You see, the house my dad now lives in was my family's summer house pre-divorce. My parents bought it when I was 4 and it was your standard Cape house: 3 bedrooms, 1 bathroom, 1 floor. It was perfect for the 5 of us for a couple months out of the year. When my parents got divorced and my dad moved there full-time, I spent almost every single weekend with him. It was usually just us and it's where we bonded. We ate pizza and rented movies (remember Blockbuster, kids?). He taught me how to play poker. That house never felt like anything less than home, even though it wasn't my home.

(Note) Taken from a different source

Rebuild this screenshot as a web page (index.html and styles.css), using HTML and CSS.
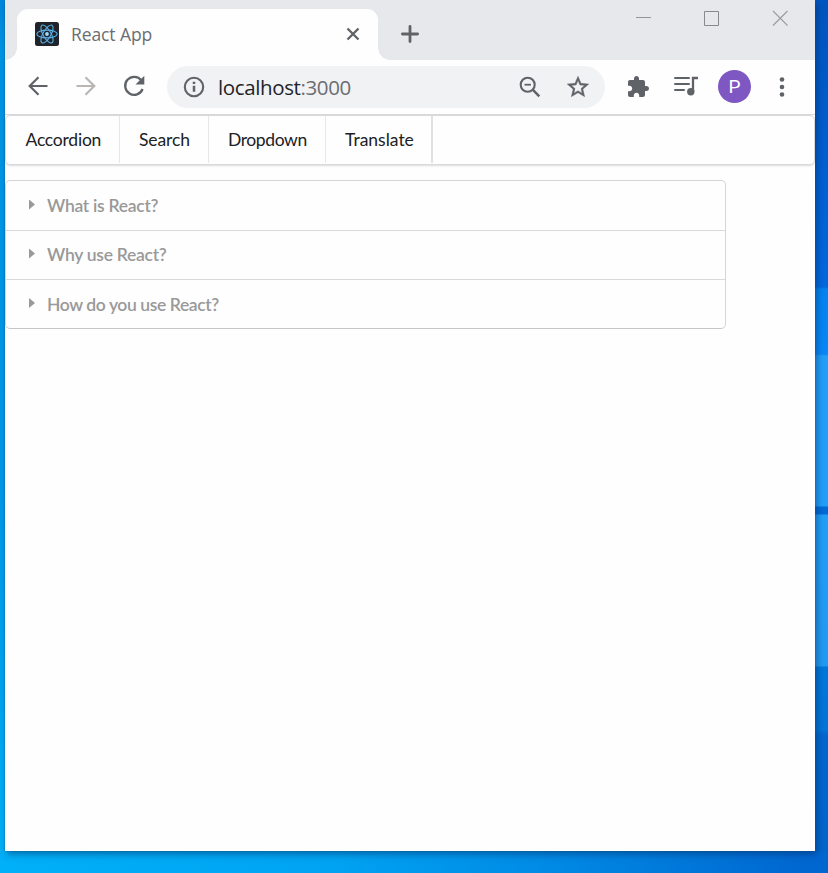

When he knew he was coming home permanently from Europe, after 10 years away, he had the house completely redone. Sometimes it's hard for me to remember what it used to look like because I'm simply so used to the way it is now. I was describing the house to a friend this week and the best thing I could think to say is that it feels like a warm hug. That house represents comfort and love and family. I know no matter what happens or where I go, I always have it there to return to.
Then there's this tree...
When my parents bought the house, this tree was a little sapling. I was 4 years old and can basically measure my life in it. It's poetic, in a way, to be able to say that. So many things in my life have changed... especially over the last 2 years. But that tree is still there, still growing, never wavering. Just like the house itself, I know it'll always be there. No matter how many snowstorms or hurricanes blow through, the tree is still standing... just as I'm still standing no matter what life throws at me.
I wish for everyone to have a place they can escape to that gives them comfort. We should all find comfort at home (or at least I hope you do), but to have a secondary place where you can relax and breathe? There's no better feeling.
And remember, no matter what life swings your way, stay standing tall and you can weather anything.